The Society shall have the right of first refusal on the provision of services for the delivery of Institute products and services, unless otherwise agreed by the Executive Director of the Society. In the event that the Institute develops a product or service on its own, it must meet Society standards for quality.
All property and records of the Institute shall belong to the Society. Council and committee chairs and members shall return tangible property and records, and all records relating to any intangible property and work product of the council or committee to the Institute when discharged, or when requested by the Board of Governors. Such materials and any intangible property, including work products of the council or committee, belong to the Institute. All local chapters, student chapters, committees (including task groups and subcommittees), and all special delegates and representatives unless otherwise directed by the Board of Governors, shall be governed by this provision.
The Institute may issue its own statements of policy but must identify them as such. Any amplification, interpretation, or application of Society policies other than by the Society Board of Direction must be clearly identified as the views of the component so engaged and not of the Society. The Institute shall not take any action that may be deemed to express an attitude or action of the Society. Resolutions or recommendations may be addressed to the Society Board of Direction for consideration or approval and promulgation.
3. Relationships with Other Organizations
The Institute may form relationships with other groups and may serve as the United States of America member Society to various international organizations, as approved by the Institute. These relationships shall not be in conflict with Society policies.
4. Conferences and Conventions
The Institute may conduct conferences and conventions by itself or acting in conjunction with other units of the Society or other affiliated organizations subject to the terms and conditions described in agreements then in place between the Society and the Institute.
5. Publications
Publications of the Institute shall be consistent with written agreements that exist between the Society and the Institute. The Institute may develop journals, magazines, manuals of practice, miscellaneous publications and standards by itself or in conjunction with the Society or other organizations. The Society shall have the right of first refusal to act as the publisher of such publications.
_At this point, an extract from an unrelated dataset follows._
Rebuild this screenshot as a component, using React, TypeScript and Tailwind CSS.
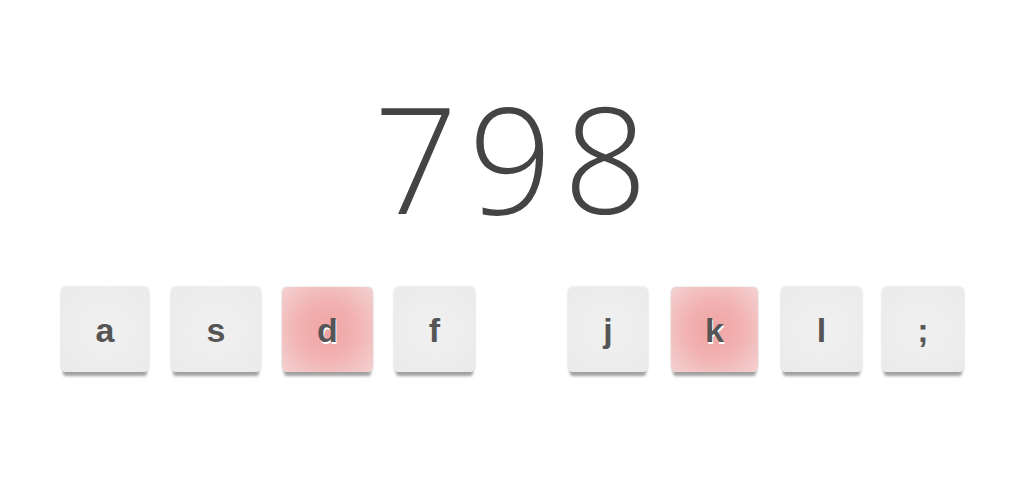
const keys = [
  { k: 'a', w: 'w-[88px]', hot: false, ml: 'ml-0' },
  { k: 's', w: 'w-[90px]', hot: false, ml: 'ml-[22px]' },
  { k: 'd', w: 'w-[91px]', hot: true, ml: 'ml-[21px]' },
  { k: 'f', w: 'w-[81px]', hot: false, ml: 'ml-[21px]' },
  { k: 'j', w: 'w-[80px]', hot: false, ml: 'ml-[93px]' },
  { k: 'k', w: 'w-[87px]', hot: true, ml: 'ml-[23px]' },
  { k: 'l', w: 'w-[81px]', hot: false, ml: 'ml-[23px]' },
  { k: ';', w: 'w-[82px]', hot: false, ml: 'ml-[20px]' },
];

function Key({ k, w, hot, ml }: { k: string; w: string; hot: boolean; ml: string }) {
  return (
    <div
      className={`${w} ${ml} h-[85px] rounded-[5px] flex items-center justify-center shadow-[0_6px_3px_-2px_#a0a0a0,0_0_2px_rgba(0,0,0,0.22)] ${
        hot
          ? 'bg-[radial-gradient(circle,#f0a3a3_0%,#f2b1b1_45%,#f3d2d2_100%)]'
          : 'bg-[radial-gradient(circle,#f0f0f0_0%,#ededee_60%,#eaeaeb_100%)]'
      }`}
    >
      <span
        className={`font-['Liberation_Sans',Arial,sans-serif] font-bold text-[34px] leading-none text-[#555555] ${
          hot ? '[text-shadow:1px_2px_0_#ffffff]' : ''
        }`}
      >
        {k}
      </span>
    </div>
  );
}

export default function App() {
  return (
    <div className="w-[1032px] h-[486px] bg-white flex flex-col">
      <div className="h-[287px] flex justify-center">
        <div className="mt-[84px] font-['Open_Sans',sans-serif] font-[350] text-[147px] leading-none text-[#444444] tracking-[11px]">
          798
        </div>
      </div>
      <div className="flex pl-[61px]">
        {keys.map(x => (
          <Key key={x.k} {...x} />
        ))}
      </div>
    </div>
  );
}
All members of the Institute shall be entitled to receive Institute publications at member rates and other Society distributed publications at the rates determined by the Society.
6. Indemnification
The Society shall indemnify the Institute's officers, Executive Director, members, employees, and agents, in their respective capacities as such, by providing each the same rights of indemnification as are given by the Society to Society officers, members, employees, and agents.
7. Executive Director
The Executive Director, the Chief Executive Officer of the Institute, receives policy, program and budget direction from the Board of Governors and is responsible for the day-to-day management of the Institute. The Executive Director will be employed by the Society, and is subject to Society employment rules. The Executive Director will be reviewed annually by the Society's Executive Director after input from the Past President of the Board of Governors. The Executive Director is appointed, and can be removed, with or without cause, by the Executive Director of the Society after consultation with the Board of Governors of the Transportation and Development Institute.
The Executive Director shall appoint all Institute staff, independent contractors and other suppliers and agents, subject to direction by the Board of Governors. In making such appointments, the Executive Director shall comply with the human resources policies and procedures of the Society, which shall be applicable to and binding on the Institute.
ARTICLE 13. DISSOLUTION
At any duly constituted meeting of the Board of Governors, by a two-thirds vote, the Institute Board of Governors may vote to recommend dissolution of the Institute by the Society Board of Direction, provided that a written notice of this proposed action shall have been given at a previous meeting of the Board of Governors, and provided further that the proposed dissolution shall have been published, together with an announcement soliciting member comments, in an Institute, Society, or third party publication that normally reaches the entire membership of the Institute, or shall have been sent to the membership by other means.
ARTICLE 14. AMENDMENT
The Institute Bylaws may be amended at a duly constituted meeting of the Institute Board of Governors by a two-thirds (2/3) majority of those present and voting, provided that a written notice of such proposed amendment shall have been given at a previous meeting of the Institute Board of Governors.
These Bylaws may also be amended upon receipt of the written consent of the majority of the members of the Institute in good standing.
No amendment to these Bylaws shall be effective until approved by the Society Board of Direction.